Stored data:
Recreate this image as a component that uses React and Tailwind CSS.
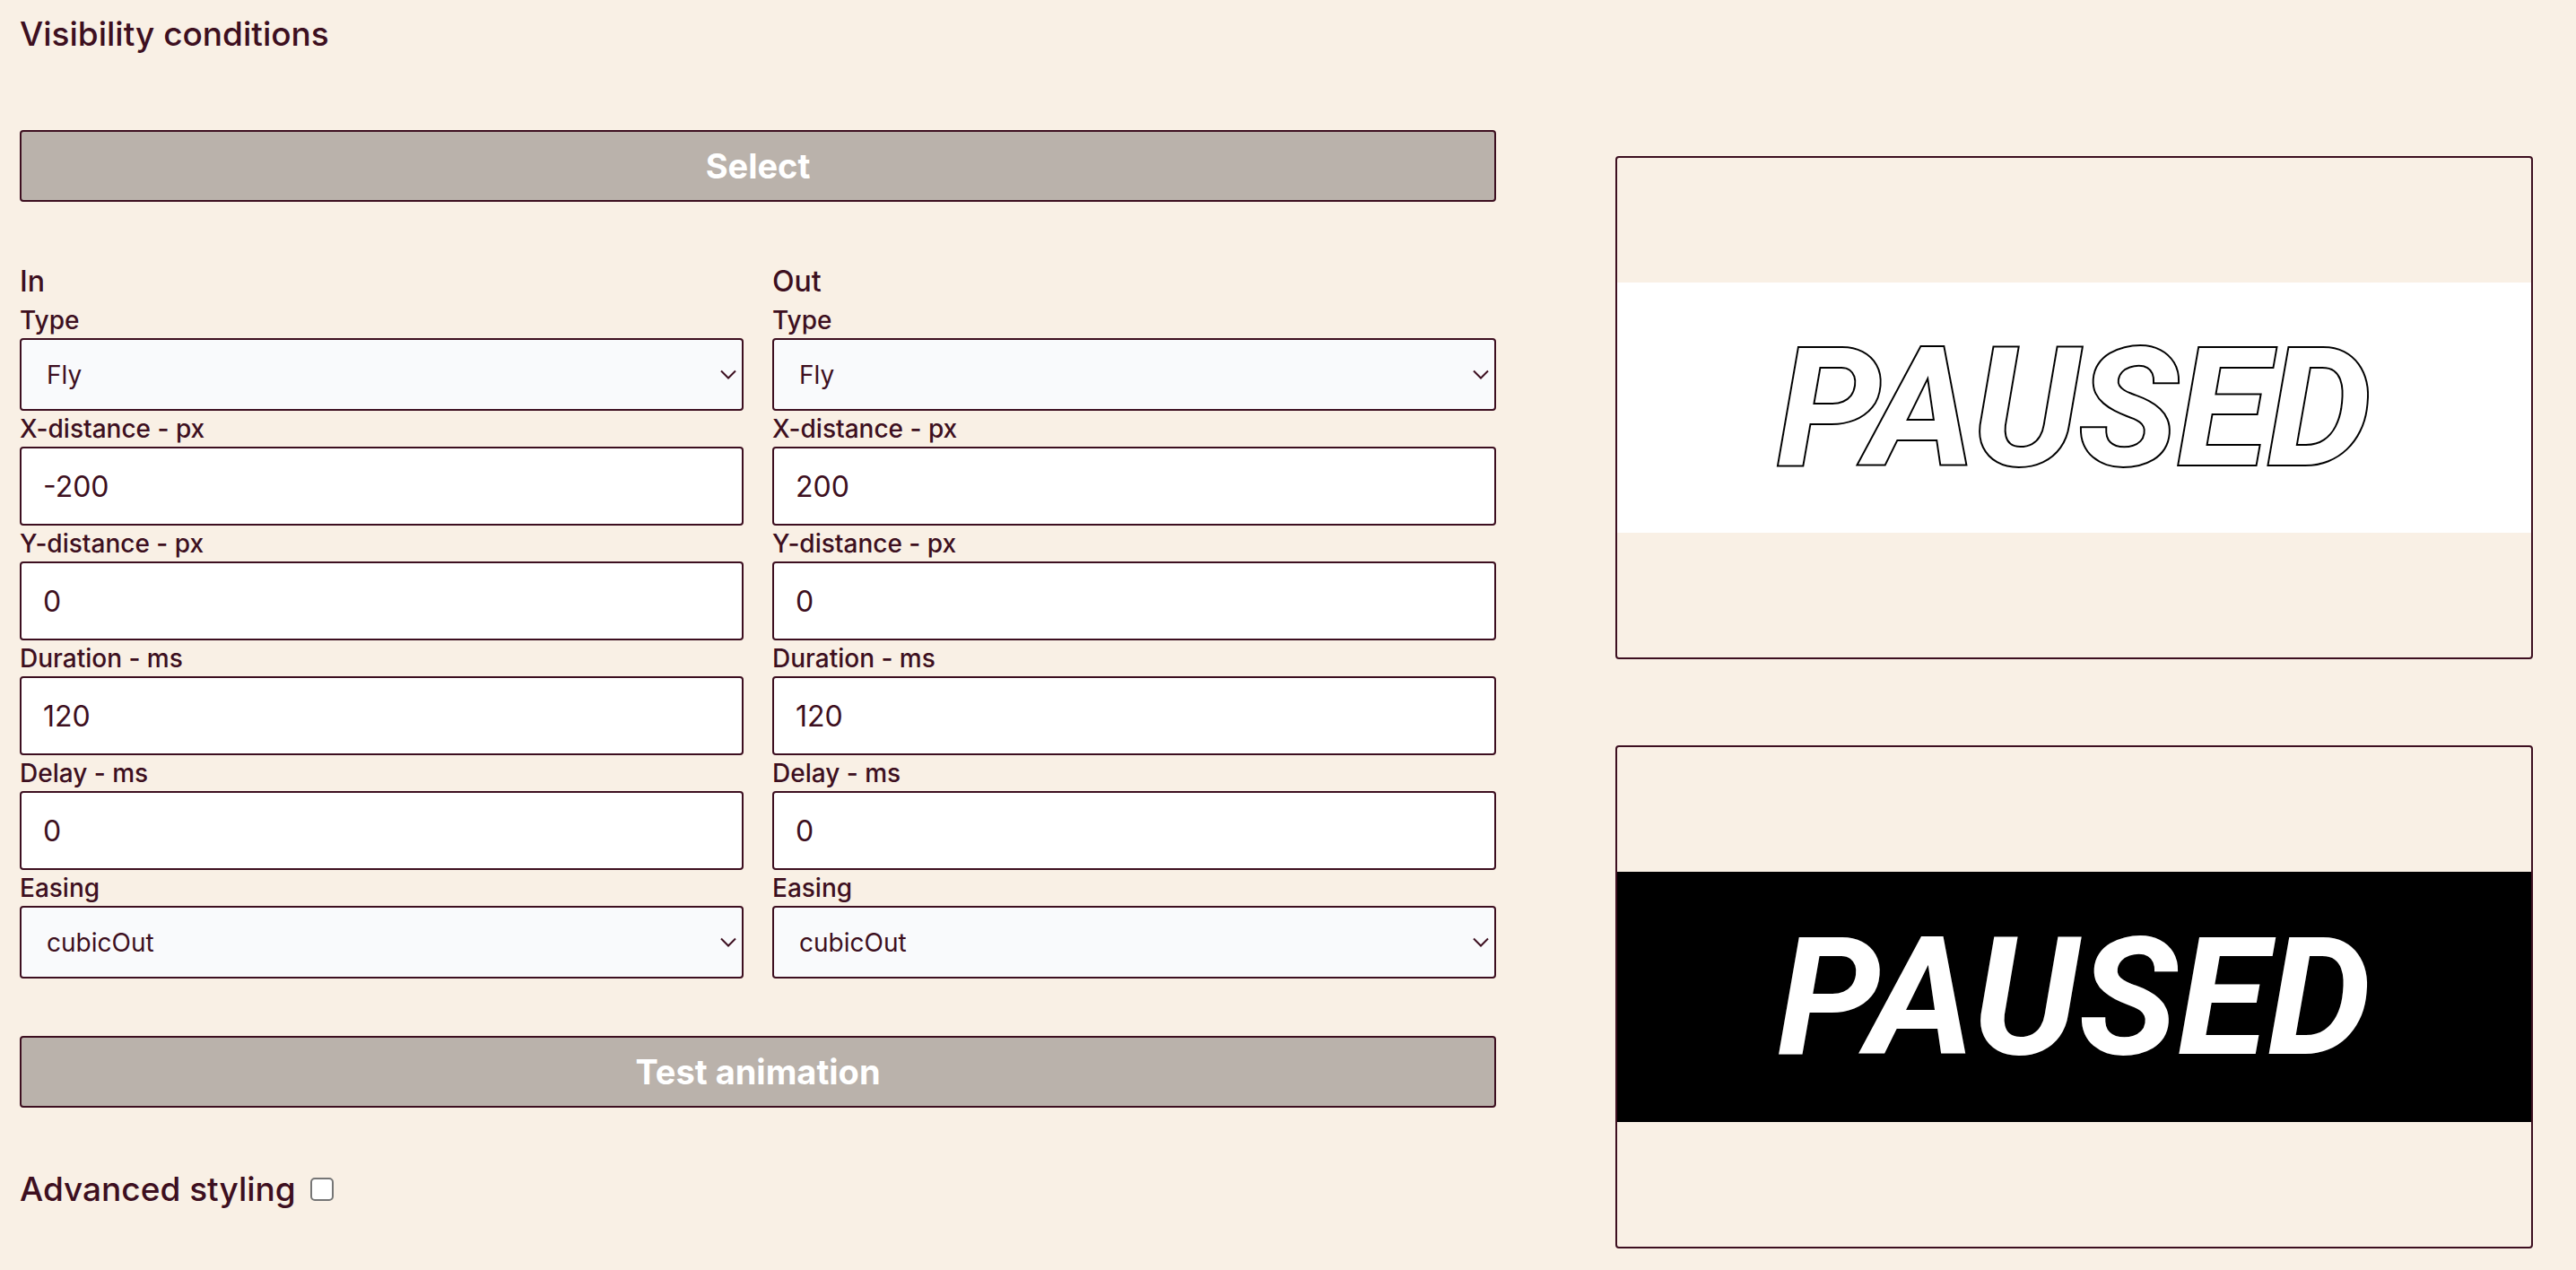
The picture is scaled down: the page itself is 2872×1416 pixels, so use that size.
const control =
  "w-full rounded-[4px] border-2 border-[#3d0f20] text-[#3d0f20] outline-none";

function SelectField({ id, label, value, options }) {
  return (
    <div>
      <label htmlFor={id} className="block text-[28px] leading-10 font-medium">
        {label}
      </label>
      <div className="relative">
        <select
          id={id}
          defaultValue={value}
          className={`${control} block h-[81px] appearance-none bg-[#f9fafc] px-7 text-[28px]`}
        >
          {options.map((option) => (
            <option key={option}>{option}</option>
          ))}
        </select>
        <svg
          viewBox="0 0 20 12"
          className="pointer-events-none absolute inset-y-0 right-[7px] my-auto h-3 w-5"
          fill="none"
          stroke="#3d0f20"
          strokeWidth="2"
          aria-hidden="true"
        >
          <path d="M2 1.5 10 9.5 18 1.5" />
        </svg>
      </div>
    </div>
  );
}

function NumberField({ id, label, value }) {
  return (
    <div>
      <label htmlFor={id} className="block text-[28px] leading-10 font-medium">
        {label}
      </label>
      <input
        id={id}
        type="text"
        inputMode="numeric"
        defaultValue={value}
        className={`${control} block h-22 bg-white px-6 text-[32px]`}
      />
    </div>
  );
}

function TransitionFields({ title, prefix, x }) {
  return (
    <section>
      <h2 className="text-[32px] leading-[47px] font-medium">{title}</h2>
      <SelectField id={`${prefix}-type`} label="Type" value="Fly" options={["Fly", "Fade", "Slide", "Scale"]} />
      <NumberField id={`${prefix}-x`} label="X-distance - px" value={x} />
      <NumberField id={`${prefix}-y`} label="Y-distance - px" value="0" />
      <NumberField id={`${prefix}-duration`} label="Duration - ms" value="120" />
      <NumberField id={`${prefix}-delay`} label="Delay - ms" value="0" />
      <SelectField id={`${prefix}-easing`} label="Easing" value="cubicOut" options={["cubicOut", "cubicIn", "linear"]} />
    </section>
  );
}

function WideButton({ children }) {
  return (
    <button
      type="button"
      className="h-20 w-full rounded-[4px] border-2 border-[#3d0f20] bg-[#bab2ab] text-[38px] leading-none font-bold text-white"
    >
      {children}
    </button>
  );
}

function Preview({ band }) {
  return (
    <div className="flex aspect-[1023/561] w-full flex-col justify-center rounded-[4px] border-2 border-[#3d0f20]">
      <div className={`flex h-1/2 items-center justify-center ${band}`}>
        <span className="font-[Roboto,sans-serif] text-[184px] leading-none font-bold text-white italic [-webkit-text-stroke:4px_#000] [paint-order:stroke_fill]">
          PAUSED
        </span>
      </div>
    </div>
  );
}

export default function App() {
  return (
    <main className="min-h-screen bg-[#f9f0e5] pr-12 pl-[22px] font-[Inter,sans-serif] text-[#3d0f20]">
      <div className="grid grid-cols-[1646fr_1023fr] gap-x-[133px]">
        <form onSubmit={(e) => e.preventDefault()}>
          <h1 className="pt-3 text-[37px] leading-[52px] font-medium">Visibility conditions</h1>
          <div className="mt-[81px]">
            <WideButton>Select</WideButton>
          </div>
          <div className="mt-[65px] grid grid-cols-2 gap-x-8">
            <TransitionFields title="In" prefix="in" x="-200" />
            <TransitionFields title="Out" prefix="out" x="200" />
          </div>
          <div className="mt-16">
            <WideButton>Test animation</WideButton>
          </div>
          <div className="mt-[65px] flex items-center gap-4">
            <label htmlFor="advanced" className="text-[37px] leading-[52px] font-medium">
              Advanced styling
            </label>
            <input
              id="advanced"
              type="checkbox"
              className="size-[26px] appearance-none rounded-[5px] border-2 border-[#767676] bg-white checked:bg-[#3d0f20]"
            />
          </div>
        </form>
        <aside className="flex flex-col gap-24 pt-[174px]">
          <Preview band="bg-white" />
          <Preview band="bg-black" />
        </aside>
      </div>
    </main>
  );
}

What to work on: Every line of the material is to be quoted exactly, with no pictures carried over.

Correct response:
Recreate this image as a component that uses React and Tailwind CSS.
The picture is scaled down: the page itself is 2872×1416 pixels, so use that size.
const control =
  "w-full rounded-[4px] border-2 border-[#3d0f20] text-[#3d0f20] outline-none";

function SelectField({ id, label, value, options }) {
  return (
    <div>
      <label htmlFor={id} className="block text-[28px] leading-10 font-medium">
        {label}
      </label>
      <div className="relative">
        <select
          id={id}
          defaultValue={value}
          className={`${control} block h-[81px] appearance-none bg-[#f9fafc] px-7 text-[28px]`}
        >
          {options.map((option) => (
            <option key={option}>{option}</option>
          ))}
        </select>
        <svg
          viewBox="0 0 20 12"
          className="pointer-events-none absolute inset-y-0 right-[7px] my-auto h-3 w-5"
          fill="none"
          stroke="#3d0f20"
          strokeWidth="2"
          aria-hidden="true"
        >
          <path d="M2 1.5 10 9.5 18 1.5" />
        </svg>
      </div>
    </div>
  );
}

function NumberField({ id, label, value }) {
  return (
    <div>
      <label htmlFor={id} className="block text-[28px] leading-10 font-medium">
        {label}
      </label>
      <input
        id={id}
        type="text"
        inputMode="numeric"
        defaultValue={value}
        className={`${control} block h-22 bg-white px-6 text-[32px]`}
      />
    </div>
  );
}

function TransitionFields({ title, prefix, x }) {
  return (
    <section>
      <h2 className="text-[32px] leading-[47px] font-medium">{title}</h2>
      <SelectField id={`${prefix}-type`} label="Type" value="Fly" options={["Fly", "Fade", "Slide", "Scale"]} />
      <NumberField id={`${prefix}-x`} label="X-distance - px" value={x} />
      <NumberField id={`${prefix}-y`} label="Y-distance - px" value="0" />
      <NumberField id={`${prefix}-duration`} label="Duration - ms" value="120" />
      <NumberField id={`${prefix}-delay`} label="Delay - ms" value="0" />
      <SelectField id={`${prefix}-easing`} label="Easing" value="cubicOut" options={["cubicOut", "cubicIn", "linear"]} />
    </section>
  );
}

function WideButton({ children }) {
  return (
    <button
      type="button"
      className="h-20 w-full rounded-[4px] border-2 border-[#3d0f20] bg-[#bab2ab] text-[38px] leading-none font-bold text-white"
    >
      {children}
    </button>
  );
}

function Preview({ band }) {
  return (
    <div className="flex aspect-[1023/561] w-full flex-col justify-center rounded-[4px] border-2 border-[#3d0f20]">
      <div className={`flex h-1/2 items-center justify-center ${band}`}>
        <span className="font-[Roboto,sans-serif] text-[184px] leading-none font-bold text-white italic [-webkit-text-stroke:4px_#000] [paint-order:stroke_fill]">
          PAUSED
        </span>
      </div>
    </div>
  );
}

export default function App() {
  return (
    <main className="min-h-screen bg-[#f9f0e5] pr-12 pl-[22px] font-[Inter,sans-serif] text-[#3d0f20]">
      <div className="grid grid-cols-[1646fr_1023fr] gap-x-[133px]">
        <form onSubmit={(e) => e.preventDefault()}>
          <h1 className="pt-3 text-[37px] leading-[52px] font-medium">Visibility conditions</h1>
          <div className="mt-[81px]">
            <WideButton>Select</WideButton>
          </div>
          <div className="mt-[65px] grid grid-cols-2 gap-x-8">
            <TransitionFields title="In" prefix="in" x="-200" />
            <TransitionFields title="Out" prefix="out" x="200" />
          </div>
          <div className="mt-16">
            <WideButton>Test animation</WideButton>
          </div>
          <div className="mt-[65px] flex items-center gap-4">
            <label htmlFor="advanced" className="text-[37px] leading-[52px] font-medium">
              Advanced styling
            </label>
            <input
              id="advanced"
              type="checkbox"
              className="size-[26px] appearance-none rounded-[5px] border-2 border-[#767676] bg-white checked:bg-[#3d0f20]"
            />
          </div>
        </form>
        <aside className="flex flex-col gap-24 pt-[174px]">
          <Preview band="bg-white" />
          <Preview band="bg-black" />
        </aside>
      </div>
    </main>
  );
}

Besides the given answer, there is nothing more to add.